Pero no todo está en las individualidades, también abona a ello un enfoque feminista como el francés que debatió con el movimiento #Me too por considerar que éste tendía a parecerse al puritanismo cuya principal característica es “tomar prestado, en nombre de un llamado bien general, los argumentos de la protección de las mujeres y su emancipación para vincularlas a un estado de víctimas eternas”.
En aquella famosa y controversial carta de cien personalidades francesas entre las que estaba Catherine Denueve se planteaba que “La violación es un crimen. Pero el coqueteo insistente o torpe no es un crimen, ni la galantería es una agresión machista.”
Con ello, iban más lejos de la premisa del “no es no” que se ha convertido en grito de batalla de feministas jóvenes que probablemente viven con menos rigor la educación sexual y social de quienes crecimos bajo la consigna de decir que “no”, aun cuando deseáramos decir que “sí” o tuviéramos la duda.
“Si me dices que sí, dejare de soñar y me volveré un idiota. Mejor dime que no y me tendrás todo el día pensando en el sí” dice Ricardo Arjona, “date al deseo y olerás a poleo” decía mi abuela; “la mujer del César no sólo debe ser decente, sino parecer” decían mis padres; “una dama en la sala, y una puta en la cama” dice la “sabiduría popular”. “Para pretendida Thais, y en la posesión, Lucrecia” desnudaba Sor Juana Inés de la Cruz
El doble discurso sobre la sexualidad femenina nos deja en un laberinto moral sin salida. Y ante la reprobación moral por el “sí” y la sordera ante el “no”, queda el silencio como solución equívoca.
A ese silencio se atienen los violadores de Gisèle que argumentan que suponían que había consentimiento porque no había resistencia, aunque no podía haberla de una mujer literalmente en la inconciencia.

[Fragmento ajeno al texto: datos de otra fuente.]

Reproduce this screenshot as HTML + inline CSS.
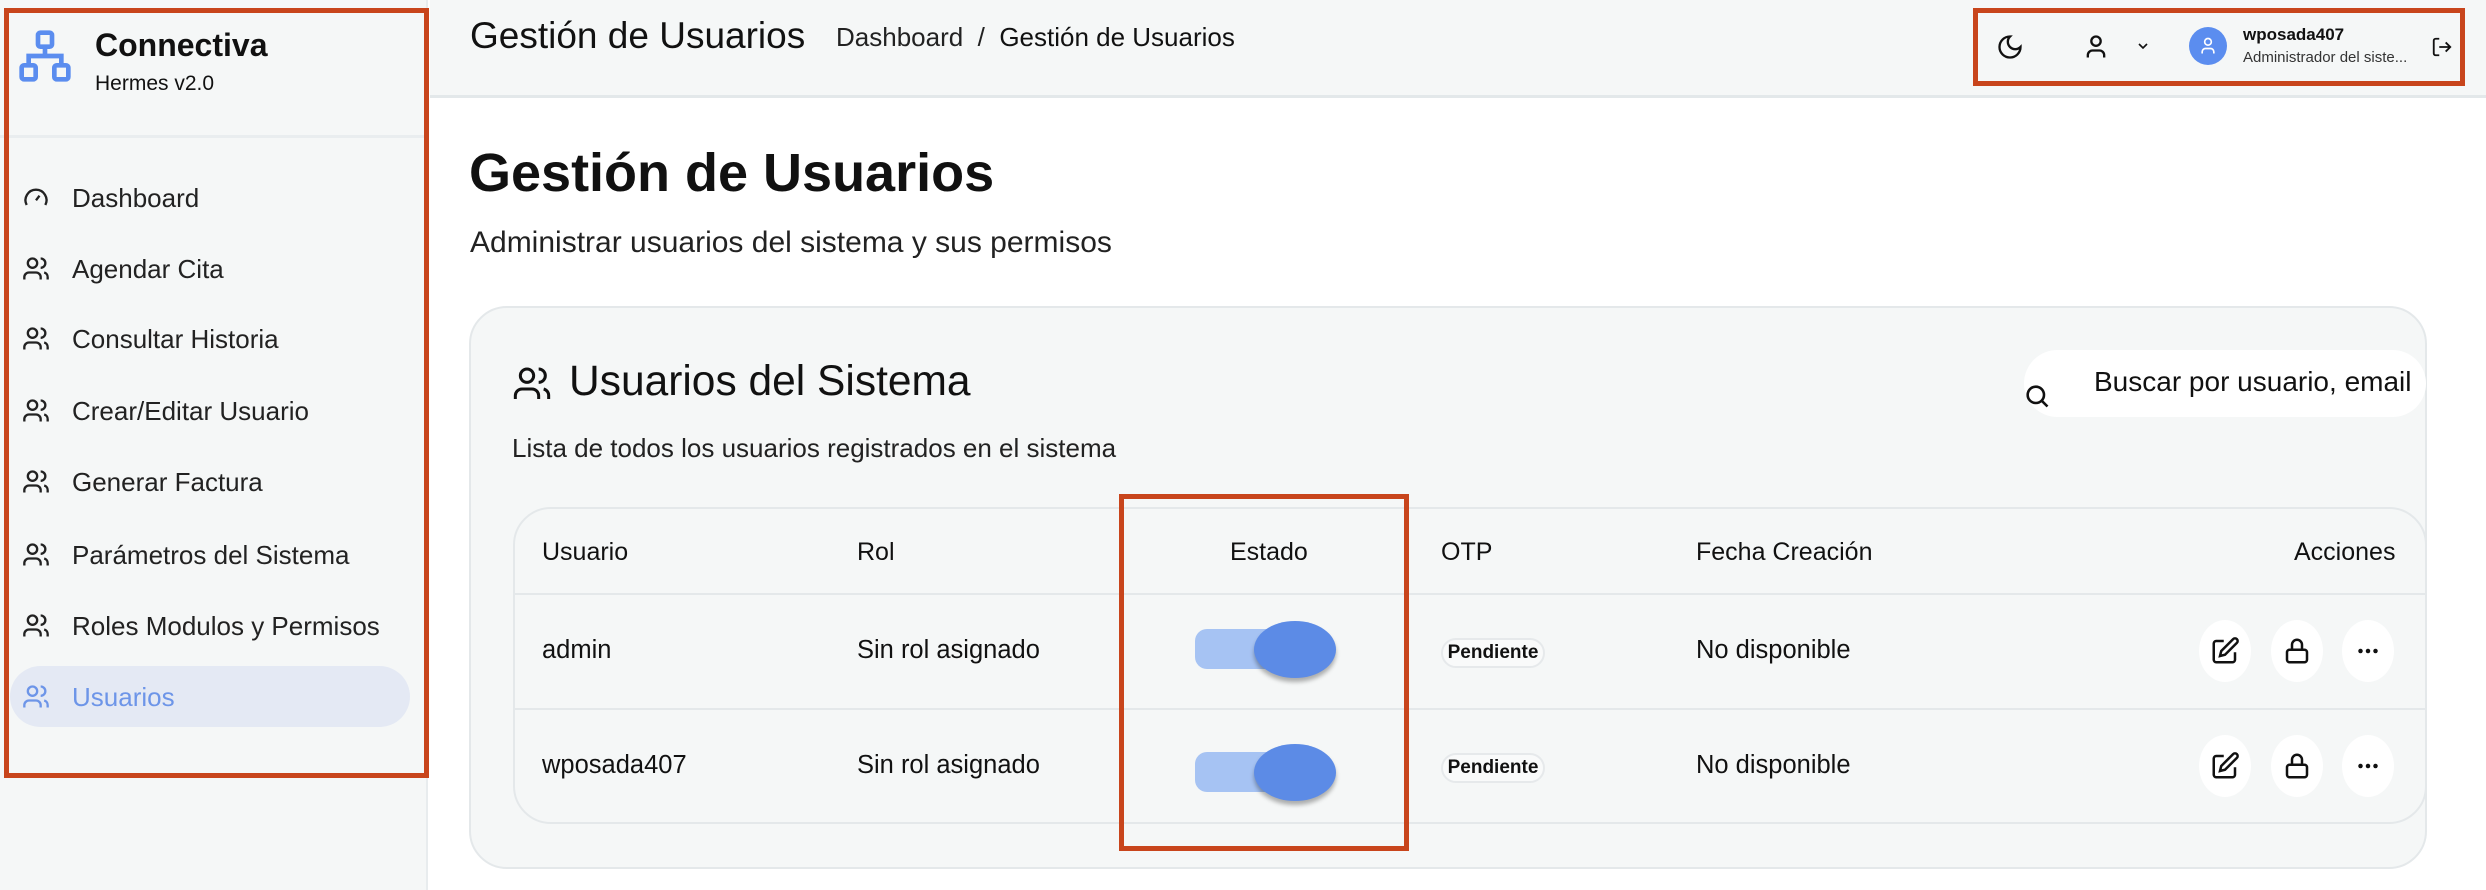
<!DOCTYPE html>
<html><head><meta charset="utf-8"><style>
*{box-sizing:border-box;margin:0;padding:0}
body{width:2486px;height:890px;overflow:hidden;background:#fff;font-family:"Liberation Sans",sans-serif;color:#111;position:relative}
.abs{position:absolute}
.side{left:0;top:0;width:428px;height:890px;background:#f5f7f7;border-right:2px solid #e8ecee}
.nav{position:absolute;left:22px;font-size:26px;color:#222;display:flex;align-items:center;gap:22px;height:40px}
.nav svg{width:28px;height:28px}
.hdr{left:430px;top:0;width:2056px;height:98px;background:#f5f7f7;border-bottom:3px solid #e3e8ea}
.red{position:absolute;border:5px solid #c8451c}
.th{position:absolute;top:538px;font-size:25px;color:#111}
.td{position:absolute;font-size:25.5px;color:#111}
.badge{position:absolute;width:104px;height:30px;border:2px solid #e6e9eb;border-radius:15px;background:#f9fafa;font-size:19px;font-weight:bold;text-align:center;line-height:26px}
.tog{position:absolute;left:1195px;width:136px;height:40px;border-radius:12px;background:#a6c3f3}
.knob{position:absolute;left:1254px;width:82px;height:57px;border-radius:50%;background:#5c8be6;box-shadow:0 4px 4px rgba(0,0,0,.3)}
.ab{position:absolute;width:52px;height:62px;border-radius:50%;background:#fff;display:flex;align-items:center;justify-content:center}
.ab svg{width:30px;height:30px}
</style></head><body>
<div class="abs side"></div>
<svg class="abs" style="left:16px;top:28px" width="58" height="56" viewBox="0 0 24 24" fill="none" stroke="#5b8def" stroke-width="2"><rect x="9" y="2" width="6" height="6" rx="1"/><rect x="2" y="16" width="6" height="6" rx="1"/><rect x="16" y="16" width="6" height="6" rx="1"/><path d="M12 8v4M5 16v-4h14v4"/></svg>
<div class="abs" style="left:95px;top:27px;font-size:32px;font-weight:bold">Connectiva</div>
<div class="abs" style="left:95px;top:72px;font-size:21px">Hermes v2.0</div>
<div class="abs" style="left:0;top:135px;width:428px;height:3px;background:#e9edef"></div>
<div class="abs" style="left:10px;top:666px;width:400px;height:61px;border-radius:31px;background:#e4e9f4"></div>
<div class="nav" style="top:178px"><svg viewBox="0 0 24 24" fill="none" stroke="#222" stroke-width="2"><path d="M12 14l3-4M4 18a9 9 0 1 1 16 0"/></svg>Dashboard</div>
<div class="nav" style="top:249px"><svg viewBox="0 0 24 24" fill="none" stroke="#222" stroke-width="2"><circle cx="9" cy="7" r="4"/><path d="M2 21v-2a4 4 0 0 1 4-4h6a4 4 0 0 1 4 4v2M16 3a4 4 0 0 1 0 8M22 21v-2a4 4 0 0 0-3-4"/></svg>Agendar Cita</div>
<div class="nav" style="top:319px"><svg viewBox="0 0 24 24" fill="none" stroke="#222" stroke-width="2"><circle cx="9" cy="7" r="4"/><path d="M2 21v-2a4 4 0 0 1 4-4h6a4 4 0 0 1 4 4v2M16 3a4 4 0 0 1 0 8M22 21v-2a4 4 0 0 0-3-4"/></svg>Consultar Historia</div>
<div class="nav" style="top:391px"><svg viewBox="0 0 24 24" fill="none" stroke="#222" stroke-width="2"><circle cx="9" cy="7" r="4"/><path d="M2 21v-2a4 4 0 0 1 4-4h6a4 4 0 0 1 4 4v2M16 3a4 4 0 0 1 0 8M22 21v-2a4 4 0 0 0-3-4"/></svg>Crear/Editar Usuario</div>
<div class="nav" style="top:462px"><svg viewBox="0 0 24 24" fill="none" stroke="#222" stroke-width="2"><circle cx="9" cy="7" r="4"/><path d="M2 21v-2a4 4 0 0 1 4-4h6a4 4 0 0 1 4 4v2M16 3a4 4 0 0 1 0 8M22 21v-2a4 4 0 0 0-3-4"/></svg>Generar Factura</div>
<div class="nav" style="top:535px"><svg viewBox="0 0 24 24" fill="none" stroke="#222" stroke-width="2"><circle cx="9" cy="7" r="4"/><path d="M2 21v-2a4 4 0 0 1 4-4h6a4 4 0 0 1 4 4v2M16 3a4 4 0 0 1 0 8M22 21v-2a4 4 0 0 0-3-4"/></svg>Parámetros del Sistema</div>
<div class="nav" style="top:606px"><svg viewBox="0 0 24 24" fill="none" stroke="#222" stroke-width="2"><circle cx="9" cy="7" r="4"/><path d="M2 21v-2a4 4 0 0 1 4-4h6a4 4 0 0 1 4 4v2M16 3a4 4 0 0 1 0 8M22 21v-2a4 4 0 0 0-3-4"/></svg>Roles Modulos y Permisos</div>
<div class="nav" style="top:677px;color:#6d95e8"><svg viewBox="0 0 24 24" fill="none" stroke="#6d95e8" stroke-width="2"><circle cx="9" cy="7" r="4"/><path d="M2 21v-2a4 4 0 0 1 4-4h6a4 4 0 0 1 4 4v2M16 3a4 4 0 0 1 0 8M22 21v-2a4 4 0 0 0-3-4"/></svg>Usuarios</div>
<div class="red" style="left:4px;top:8px;width:425px;height:770px"></div>

<div class="abs hdr"></div>
<div class="abs" style="left:470px;top:15px;font-size:37px;color:#111">Gestión de Usuarios</div>
<div class="abs" style="left:836px;top:22px;font-size:26px;color:#222">Dashboard &nbsp;/&nbsp; <span style="color:#111">Gestión de Usuarios</span></div>
<svg class="abs" style="left:1996px;top:33px" width="28" height="28" viewBox="0 0 24 24" fill="none" stroke="#111" stroke-width="2"><path d="M12 3a6 6 0 0 0 9 9 9 9 0 1 1-9-9z"/></svg>
<svg class="abs" style="left:2082px;top:33px" width="28" height="28" viewBox="0 0 24 24" fill="none" stroke="#111" stroke-width="2"><circle cx="12" cy="7" r="4"/><path d="M5 21v-2a4 4 0 0 1 4-4h6a4 4 0 0 1 4 4v2"/></svg>
<svg class="abs" style="left:2135px;top:38px" width="16" height="16" viewBox="0 0 24 24" fill="none" stroke="#111" stroke-width="2.5"><path d="M6 9l6 6 6-6"/></svg>
<div class="abs" style="left:2189px;top:27px;width:38px;height:38px;border-radius:50%;background:#5b8def"></div>
<svg class="abs" style="left:2198px;top:36px" width="20" height="20" viewBox="0 0 24 24" fill="none" stroke="#fff" stroke-width="2"><circle cx="12" cy="7" r="4"/><path d="M5 21v-2a4 4 0 0 1 4-4h6a4 4 0 0 1 4 4v2"/></svg>
<div class="abs" style="left:2243px;top:25px;font-size:17px;font-weight:bold">wposada407</div>
<div class="abs" style="left:2243px;top:49px;font-size:15px;color:#333">Administrador del siste...</div>
<svg class="abs" style="left:2431px;top:36px" width="22" height="22" viewBox="0 0 24 24" fill="none" stroke="#111" stroke-width="2"><path d="M9 21H5a2 2 0 0 1-2-2V5a2 2 0 0 1 2-2h4M16 17l5-5-5-5M21 12H9"/></svg>
<div class="red" style="left:1973px;top:8px;width:492px;height:78px"></div>

<div class="abs" style="left:469px;top:142px;font-size:54px;font-weight:bold">Gestión de Usuarios</div>
<div class="abs" style="left:470px;top:226px;font-size:30px;color:#222">Administrar usuarios del sistema y sus permisos</div>

<div class="abs" style="left:469px;top:306px;width:1958px;height:563px;background:#f5f7f7;border:2px solid #e4e8ea;border-radius:38px"></div>
<svg class="abs" style="left:512px;top:364px" width="40" height="40" viewBox="0 0 24 24" fill="none" stroke="#111" stroke-width="1.8"><circle cx="9" cy="7" r="4"/><path d="M2 21v-2a4 4 0 0 1 4-4h6a4 4 0 0 1 4 4v2M16 3a4 4 0 0 1 0 8M22 21v-2a4 4 0 0 0-3-4"/></svg>
<div class="abs" style="left:569px;top:358px;font-size:42.5px">Usuarios del Sistema</div>
<div class="abs" style="left:512px;top:433px;font-size:26px;color:#222">Lista de todos los usuarios registrados en el sistema</div>
<div class="abs" style="left:2024px;top:350px;width:402px;height:67px;border-radius:34px;background:#fff;overflow:hidden"><div style="position:absolute;left:70px;top:16px;white-space:nowrap;font-size:28px;color:#111">Buscar por usuario, email</div></div>
<svg class="abs" style="left:2023px;top:382px" width="28" height="28" viewBox="0 0 24 24" fill="none" stroke="#111" stroke-width="2.2"><circle cx="11" cy="11" r="7"/><path d="M21 21l-5-5"/></svg>

<div class="abs" style="left:513px;top:507px;width:1914px;height:317px;border:2px solid #e4e8ea;border-radius:38px"></div>
<div class="abs" style="left:513px;top:593px;width:1914px;height:2px;background:#e4e8ea"></div>
<div class="abs" style="left:513px;top:708px;width:1914px;height:2px;background:#e4e8ea"></div>
<div class="th" style="left:542px">Usuario</div>
<div class="th" style="left:857px">Rol</div>
<div class="th" style="left:1230px">Estado</div>
<div class="th" style="left:1441px">OTP</div>
<div class="th" style="left:1696px">Fecha Creación</div>
<div class="th" style="left:2294px">Acciones</div>

<div class="td" style="left:542px;top:636px">admin</div>
<div class="td" style="left:857px;top:636px">Sin rol asignado</div>
<div class="tog" style="top:629px"></div><div class="knob" style="top:621px"></div>
<div class="badge" style="left:1441px;top:638px">Pendiente</div>
<div class="td" style="left:1696px;top:636px">No disponible</div>

<div class="td" style="left:542px;top:751px">wposada407</div>
<div class="td" style="left:857px;top:751px">Sin rol asignado</div>
<div class="tog" style="top:752px"></div><div class="knob" style="top:744px"></div>
<div class="badge" style="left:1441px;top:753px">Pendiente</div>
<div class="td" style="left:1696px;top:751px">No disponible</div>

<div class="ab" style="left:2199px;top:620px"><svg viewBox="0 0 24 24" fill="none" stroke="#111" stroke-width="2"><path d="M11 4H5a2 2 0 0 0-2 2v13a2 2 0 0 0 2 2h13a2 2 0 0 0 2-2v-6"/><path d="M18.5 2.5a2.1 2.1 0 0 1 3 3L12 15l-4 1 1-4z"/></svg></div>
<div class="ab" style="left:2271px;top:620px"><svg viewBox="0 0 24 24" fill="none" stroke="#111" stroke-width="2"><rect x="4" y="11" width="16" height="10" rx="2"/><path d="M8 11V7a4 4 0 0 1 8 0v4"/></svg></div>
<div class="ab" style="left:2342px;top:620px"><svg viewBox="0 0 24 24" fill="#111"><circle cx="6" cy="12" r="1.8"/><circle cx="12" cy="12" r="1.8"/><circle cx="18" cy="12" r="1.8"/></svg></div>
<div class="ab" style="left:2199px;top:735px"><svg viewBox="0 0 24 24" fill="none" stroke="#111" stroke-width="2"><path d="M11 4H5a2 2 0 0 0-2 2v13a2 2 0 0 0 2 2h13a2 2 0 0 0 2-2v-6"/><path d="M18.5 2.5a2.1 2.1 0 0 1 3 3L12 15l-4 1 1-4z"/></svg></div>
<div class="ab" style="left:2271px;top:735px"><svg viewBox="0 0 24 24" fill="none" stroke="#111" stroke-width="2"><rect x="4" y="11" width="16" height="10" rx="2"/><path d="M8 11V7a4 4 0 0 1 8 0v4"/></svg></div>
<div class="ab" style="left:2342px;top:735px"><svg viewBox="0 0 24 24" fill="#111"><circle cx="6" cy="12" r="1.8"/><circle cx="12" cy="12" r="1.8"/><circle cx="18" cy="12" r="1.8"/></svg></div>

<div class="red" style="left:1119px;top:494px;width:290px;height:357px"></div>
</body></html>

Fueron similares los argumentos de la “manada”, aquel grupo de jóvenes españoles que violaron tumultuariamente una mujer luego de una pamplonada, y que, según dijeron, pensaron que había consentimiento porque no había en su víctima actitudes de resistencia activa.
Esa actitud no es desconocida para las miles de mujeres que entre el shock, el miedo, el asco, la vergüenza y el deseo ferviente de olvidar lo que está pasando, aguantan el nudo en la garganta y aprietan el paso para alejarse de la mano que acaba de tocar sus nalgas; o buscan el recuerdo de un lugar feliz que les permita refugiarse de la mirada lasciva de un jefe abusador; o repasan la lista del mandado o cuentan manchas en el techo mientras cumplen con el deber marital con sus maridos encima en la cama matrimonial.
Pero no más. Ese es el ejemplo de Giséle Pélicot cuando no permite que la carga de la vergüenza caiga en ella y cuando reprocha que su silencio e inconciencia le haga pensar a cualquiera que puedan tratarla como muñeca de trapo.
Con su actitud y ejemplo enseña que calladitas sólo nos vemos más docilitas, pero nunca más bonitas.